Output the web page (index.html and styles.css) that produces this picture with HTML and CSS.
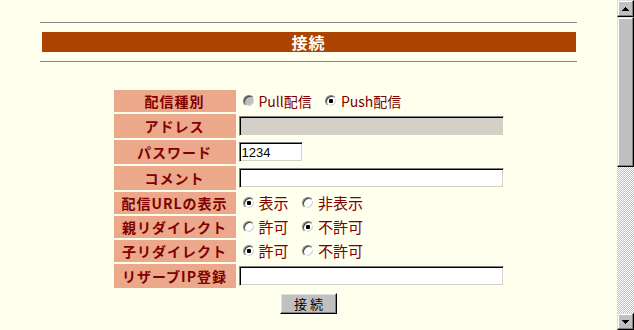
FILE: index.html
```html
<!DOCTYPE html>
<html lang="ja">

<head>
  <meta charset="UTF-8">
  <title>接続</title>
  <link rel="stylesheet" href="styles.css">
</head>

<body>
  <div class="window">
    <div class="page">
      <div class="rule"></div>
      <h1 class="title">接続</h1>
      <div class="rule"></div>

      <table class="form">
        <tr class="radio-row">
          <th>配信種別</th>
          <td class="small">
            <label class="opt"><input type="radio" name="kind" disabled>Pull配信</label>
            <label class="opt"><input type="radio" name="kind" checked>Push配信</label>
          </td>
        </tr>
        <tr class="input-row">
          <th>アドレス</th>
          <td><input type="text" class="field wide" disabled></td>
        </tr>
        <tr class="input-row">
          <th>パスワード</th>
          <td><input type="text" class="field short" value="1234"></td>
        </tr>
        <tr class="input-row">
          <th>コメント</th>
          <td><input type="text" class="field wide"></td>
        </tr>
        <tr class="radio-row">
          <th>配信URLの表示</th>
          <td>
            <label class="opt"><input type="radio" name="showurl" checked>表示</label>
            <label class="opt"><input type="radio" name="showurl">非表示</label>
          </td>
        </tr>
        <tr class="radio-row">
          <th>親リダイレクト</th>
          <td>
            <label class="opt"><input type="radio" name="parent">許可</label>
            <label class="opt"><input type="radio" name="parent" checked>不許可</label>
          </td>
        </tr>
        <tr class="radio-row">
          <th>子リダイレクト</th>
          <td>
            <label class="opt"><input type="radio" name="child" checked>許可</label>
            <label class="opt"><input type="radio" name="child">不許可</label>
          </td>
        </tr>
        <tr class="input-row">
          <th>リザーブIP登録</th>
          <td><input type="text" class="field wide"></td>
        </tr>
      </table>

      <button class="btn">接 続</button>
    </div>

    <!-- classic scrollbar -->
    <div class="scrollbar">
      <div class="sb-btn">
        <svg width="7" height="4" viewBox="0 0 7 4"><path d="M3 0h1v1h1v1h1v1h1v1H0V3h1V2h1V1h1z" fill="#000"/></svg>
      </div>
      <div class="sb-thumb"></div>
      <div class="sb-track"></div>
      <div class="sb-btn">
        <svg width="7" height="4" viewBox="0 0 7 4"><path d="M0 0h7v1H6v1H5v1H4v1H3V3H2V2H1V1H0z" fill="#000"/></svg>
      </div>
    </div>
  </div>
</body>

</html>
```

FILE: styles.css
```css
body {
  margin: 0;
  background-color: #ffffee;
  font-family: "Noto Sans CJK JP", "Liberation Sans", sans-serif;
  color: #800000;
}

.window {
  display: flex;
  height: 330px;
  overflow: hidden;
}

.page {
  flex: 1;
  padding-top: 22px;
}

.rule {
  width: 537px;
  margin: 0 auto;
  border-top: 1px solid #848484;
}

.title {
  width: 534px;
  height: 20px;
  margin: 9px auto;
  background-color: #aa4400;
  color: white;
  font-size: 16px;
  line-height: 20px;
  font-weight: bold;
  text-align: center;
  letter-spacing: 1px;
}

.form {
  border-spacing: 2px;
  margin: 26px auto 0;
  width: 394px;
}

.form th {
  width: 122px;
  padding: 0;
  background-color: #eba88a;
  color: #800000;
  font-size: 14px;
  line-height: 18px;
  letter-spacing: 1px;
  text-align: center;
  vertical-align: middle;
}

.form td {
  padding: 0 0 0 1px;
  font-size: 15px;
  line-height: 18px;
  vertical-align: middle;
  white-space: nowrap;
}

.form td.small {
  font-size: 14px;
}

.radio-row th,
.radio-row td {
  height: 22px;
}

.input-row th,
.input-row td {
  height: 24px;
}

.opt {
  display: inline-flex;
  align-items: center;
  margin-right: 6px;
}

.opt input {
  appearance: none;
  width: 12px;
  height: 12px;
  margin: 0 4px 0 4px;
  border: 1px solid;
  border-color: #808080 #ffffff #ffffff #808080;
  border-radius: 50%;
  background-color: white;
  box-shadow: inset 1px 1px 0 #404040, inset -1px -1px 0 #d4d0c8;
}

.opt input:checked {
  background: radial-gradient(circle, #000 0 2px, #fff 2.5px);
}

.opt input:disabled {
  background-color: #c0c0c0;
}

.field {
  box-sizing: border-box;
  height: 20px;
  padding: 0 2px;
  margin: 0;
  border: 1px solid;
  border-color: #808080 #ffffff #ffffff #808080;
  box-shadow: inset 1px 1px 0 #000, inset -1px -1px 0 #d4d0c8;
  background-color: white;
  font-family: "Liberation Sans", sans-serif;
  font-size: 13px;
  color: black;
  outline: none;
}

.field:disabled {
  background-color: #d4d0c8;
}

.wide {
  width: 265px;
}

.short {
  width: 64px;
}

.btn {
  display: block;
  width: 57px;
  height: 21px;
  margin: 3px auto 0;
  padding: 0;
  background-color: #c0c0c0;
  border: 1px solid;
  border-color: #ffffff #000000 #000000 #ffffff;
  box-shadow: inset -1px -1px 0 #808080, inset 1px 1px 0 #dfdfdf;
  font-family: "Noto Sans CJK JP", sans-serif;
  font-size: 13px;
  line-height: 18px;
  color: black;
}

.scrollbar {
  width: 17px;
  display: flex;
  flex-direction: column;
}

.sb-btn,
.sb-thumb {
  box-sizing: border-box;
  background-color: #c0c0c0;
  border: 1px solid;
  border-color: #dfdfdf #000000 #000000 #dfdfdf;
  box-shadow: inset -1px -1px 0 #808080, inset 1px 1px 0 #ffffff;
}

.sb-btn {
  height: 17px;
  display: flex;
  align-items: center;
  justify-content: center;
}

.sb-thumb {
  height: 150px;
}

.sb-track {
  flex: 1;
  background: repeating-conic-gradient(#c0c0c0 0 25%, #ffffff 0 50%) 0 0 / 2px 2px;
}
```
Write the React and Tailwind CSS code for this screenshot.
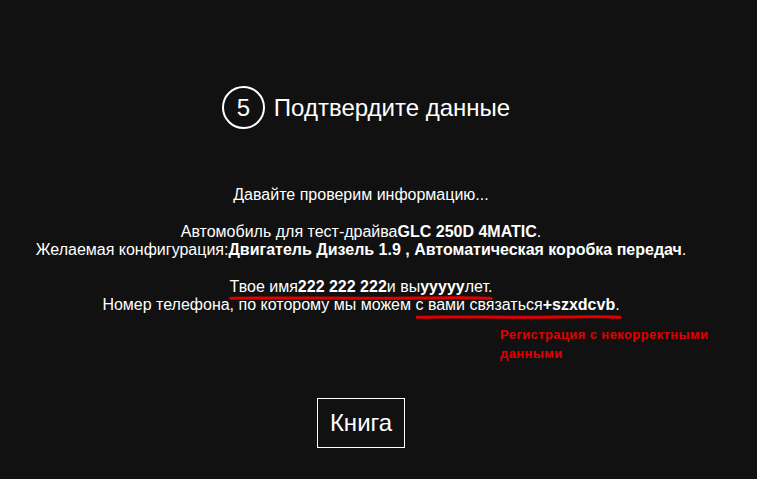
import React from 'react';

// hand-drawn red marker stroke under a piece of text
const Scribble = ({ className }) => (
    <svg className={className} viewBox="0 0 100 6" preserveAspectRatio="none">
        <path d="M1 3.2 C 20 2.4, 45 3.8, 70 3 S 95 2.6, 99 3.4" stroke="#e00000" strokeWidth="3" fill="none" strokeLinecap="round" vectorEffect="non-scaling-stroke" />
    </svg>
);

const App = () => {
    return (
        <div className="relative w-full h-[479px] bg-[#111111] text-white overflow-hidden" style={{ fontFamily: '"Liberation Sans", Arial, sans-serif' }}>
            <div className="flex flex-col items-center w-full pr-[35px] pt-[86px]">
                {/* step header */}
                <div className="flex items-center gap-[9px] ml-[10px]">
                    <div className="w-[43px] h-[43px] rounded-full border-2 border-white flex items-center justify-center text-[24px] leading-none">
                        5
                    </div>
                    <h1 className="text-[24px] leading-[28px] font-normal">Подтвердите данные</h1>
                </div>

                <div className="mt-[57px] text-center text-[16px] leading-[18.4px]">
                    <p>Давайте проверим информацию...</p>
                    <br />
                    <p>Автомобиль для тест-драйва<b>GLC 250D 4MATIC</b>.</p>
                    <p>Желаемая конфигурация:<b>Двигатель Дизель 1.9 , Автоматическая коробка передач</b>.</p>
                    <br />
                    <p>
                        <span className="relative inline-block">
                            Твое имя<b>222 222 222</b>и вы<b>yyyyy</b>лет.
                            <Scribble className="absolute left-[-2px] bottom-[-5px] h-[6px] w-[calc(100%+3px)]" />
                        </span>
                    </p>
                    <p>
                        Номер телефона, по которому мы можем{' '}
                        <span className="relative inline-block">
                            с вами связаться<b>+szxdcvb</b>.
                            <Scribble className="absolute left-0 bottom-[-5px] h-[6px] w-[calc(100%+3px)]" />
                        </span>
                    </p>
                </div>

                <button className="mt-[83px] w-[88px] h-[50px] border border-white text-[24px] text-white flex items-center justify-center">
                    Книга
                </button>
            </div>

            {/* annotation */}
            <div className="absolute left-[500px] top-[325px] w-[230px] text-[13px] leading-[19px] font-bold tracking-[0.4px] text-[#e00000]">
                Регистрация с некорректными<br />данными
            </div>
        </div>
    );
};

export default App;
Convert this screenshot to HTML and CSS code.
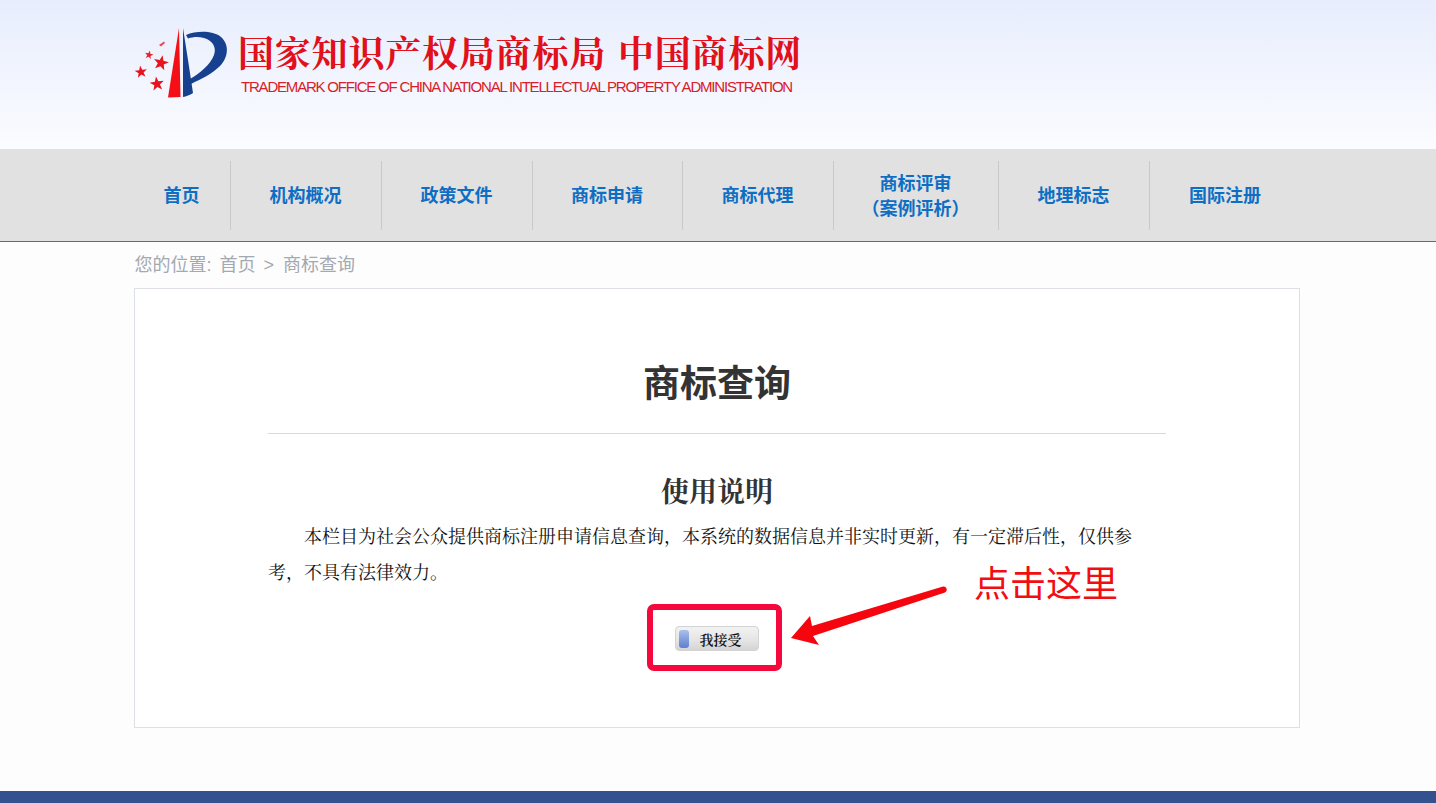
FILE: index.html
```html
<!DOCTYPE html>
<html lang="zh-CN">
<head>
<meta charset="utf-8">
<title>商标查询</title>
<link rel="stylesheet" href="styles.css">
</head>
<body>
<header class="head">
  <div class="brand">
    <svg class="logo" viewBox="0 0 96 72" width="96" height="72" aria-hidden="true">
      <defs>
        <polygon id="star" points="0,-1 .235,-.324 .951,-.309 .38,.124 .588,.809 0,.4 -.588,.809 -.38,.124 -.951,-.309 -.235,-.324"/>
      </defs>
      <path d="M45 1 L46.500 70 L34 70.500 Z" fill="#f40f17"/>
      <path d="M49 1 C52 20 56 45 59 66 C56 68 52 69.500 49 70 Z" fill="#17408f"/>
      <path d="M52 8 C62 4 78 3 87 10 C96 18 94 31 86 39 C78 47 67 52 57 57 L56 52 C66 46 76 38 80 28 C83 20 78 13 70 11 C64 9.500 59 10 54 11.500 Z" fill="#17408f"/>
      <use href="#star" transform="translate(27 36) rotate(12) scale(8)" fill="#e8141c"/>
      <use href="#star" transform="translate(15 28) rotate(12) scale(4.500)" fill="#e8242c"/>
      <use href="#star" transform="translate(7 45) rotate(-8) scale(6.500)" fill="#e8141c"/>
      <use href="#star" transform="translate(23 57) rotate(-8) scale(7.500)" fill="#e8141c"/>
      <path d="M25 18 L30 14.500 L31 16 L27 19.500 Z" fill="#ec4a50"/>
    </svg>
    <div class="brand-text">
      <div class="brand-cn"><span>国家知识产权局商标局</span><span>中国商标网</span></div>
      <div class="brand-en">TRADEMARK OFFICE OF CHINA NATIONAL INTELLECTUAL PROPERTY ADMINISTRATION</div>
    </div>
  </div>
</header>

<nav class="nav">
  <ul class="nav-list">
    <li class="nav-item w-96"><a href="#">首页</a></li>
    <li class="nav-item w-151"><a href="#">机构概况</a></li>
    <li class="nav-item w-151"><a href="#">政策文件</a></li>
    <li class="nav-item w-150"><a href="#">商标申请</a></li>
    <li class="nav-item w-151"><a href="#">商标代理</a></li>
    <li class="nav-item w-165"><a href="#">商标评审<br>（案例评析）</a></li>
    <li class="nav-item w-151"><a href="#">地理标志</a></li>
    <li class="nav-item w-151 last"><a href="#">国际注册</a></li>
  </ul>
</nav>

<main class="wrap">
  <div class="crumbs"><span>您的位置:</span><a href="#">首页</a><span>&gt;</span><a href="#">商标查询</a></div>
  <section class="box">
    <h1 class="title">商标查询</h1>
    <h2 class="subtitle">使用说明</h2>
    <p class="intro">本栏目为社会公众提供商标注册申请信息查询，本系统的数据信息并非实时更新，有一定滞后性，仅供参考，不具有法律效力。</p>
    <div class="action">
      <button class="accept" type="button"><span class="accept-cap"></span><span class="accept-label">我接受</span></button>
    </div>
    <div class="mark"></div>
    <svg class="arrow" viewBox="0 0 160 60" width="160" height="60" aria-hidden="true">
      <path d="M1 52 L20 30 L22 40 L153 .5 C157 0 158 5 155 6.500 L23 50 L29 59 Z" fill="#f5060f"/>
    </svg>
    <div class="hint">点击这里</div>
  </section>
</main>

<footer class="foot"></footer>
</body>
</html>
```
FILE: styles.css
```css
* { box-sizing: border-box; }
html, body { margin: 0; padding: 0; }
body {
  background: #fdfdfd;
  font-family: "Liberation Sans", "Noto Sans CJK SC", sans-serif;
  height: 803px;
  overflow: hidden;
  display: flex;
  flex-direction: column;
}
a { color: inherit; text-decoration: none; }

.head {
  height: 149px;
  padding: 27px 0 0 134px;
  background: linear-gradient(#e7edfd, #fbfcff);
}
.brand { display: flex; align-items: flex-start; }
.logo { flex: none; margin-right: 8px; }
.brand-text { padding-top: 2px; }
.brand-cn {
  display: flex;
  gap: 12px;
  height: 49px;
  color: #e1101a;
  font-family: "Noto Serif CJK SC", "Noto Sans CJK SC", serif;
  font-weight: 700;
  font-size: 36px;
  line-height: 46px;
  white-space: nowrap;
  letter-spacing: .8px;
}
.brand-en {
  margin: 0 0 0 3px;
  color: #d9202a;
  font-size: 15px;
  line-height: 18px;
  letter-spacing: -1.2px;
  white-space: nowrap;
}

.nav {
  height: 93px;
  padding: 12px 0 0 134px;
  background: #e1e1e1;
  border-bottom: 1px solid #1a80c8;
}
.nav-list { display: flex; list-style: none; margin: 0; padding: 0; }
.nav-item {
  height: 69px;
  display: flex;
  align-items: center;
  justify-content: center;
  padding: 2px 1px 0 0;
  text-align: center;
  border-right: 1px solid #c9c9c9;
  color: #0e6ec4;
  font-weight: 700;
  font-size: 18px;
  line-height: 25px;
}
.nav-item.last { border-right: 0; }
.w-96 { width: 97px; }
.w-150 { width: 150px; }
.w-151 { width: 151px; }
.w-165 { width: 165px; }

.wrap { flex: 1; padding: 0 0 0 134px; }
.crumbs {
  display: flex;
  gap: 8px;
  height: 46px;
  padding-left: .5px;
  color: #a4a8b0;
  font-size: 18px;
  line-height: 46px;
}
.crumbs a:last-child { margin-left: 1px; }
.box {
  position: relative;
  width: 1166px;
  height: 440px;
  padding: 0 133px;
  background: #fff;
  border: 1px solid #dcdfe4;
}
.title {
  margin: 0;
  height: 145px;
  padding-top: 70px;
  text-align: center;
  color: #333;
  font-size: 37px;
  line-height: 52px;
  font-weight: 700;
  border-bottom: 1px solid #d9d9d9;
}
.subtitle {
  margin: 35px 0 0;
  text-align: center;
  color: #333;
  font-family: "Noto Serif CJK SC", "Noto Sans CJK SC", serif;
  font-size: 28px;
  line-height: 42px;
  font-weight: 700;
}
.intro {
  margin: 6px 0 0;
  color: #111;
  font-family: "Noto Serif CJK SC", "Noto Sans CJK SC", serif;
  font-size: 18px;
  line-height: 36px;
  text-indent: 36px;
}
.action { display: flex; justify-content: center; margin-top: 37px; }
.accept {
  display: flex;
  align-items: center;
  width: 84px;
  height: 25px;
  padding: 2px 2px 2px 3px;
  border: 1px solid #d3d3d3;
  border-radius: 4px;
  background: linear-gradient(#f2f2f2, #e4e4e4 60%, #d4d4d4);
  font-family: "Noto Serif CJK SC", "Noto Sans CJK SC", serif;
  font-size: 14px;
  font-weight: 600;
  color: #111;
  cursor: pointer;
}
.accept-cap {
  flex: none;
  width: 10px;
  height: 18px;
  border-radius: 3px;
  background: linear-gradient(#a9bfec, #5f7fd0);
}
.accept-label { flex: 1; padding-right: 4px; text-align: center; line-height: 16px; }

.mark {
  position: absolute;
  left: 512px;
  top: 315px;
  width: 135px;
  height: 67px;
  border: 6px solid #f5083c;
  border-radius: 7px;
}
.arrow { position: absolute; left: 655px; top: 297px; }
.hint {
  position: absolute;
  left: 839px;
  top: 270px;
  color: #f10d12;
  font-size: 36px;
  line-height: 52px;
  white-space: nowrap;
}
.foot { height: 12px; background: #33508f; }
```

*****

DIRECTION:
Copy out exactly the material that runs from the line with "Write the React" to the line with "import React from 'react';", ends included, and leave the pictures behind.

FINISHED ANSWER:
Write the React and Tailwind CSS code for this screenshot.
import React from 'react';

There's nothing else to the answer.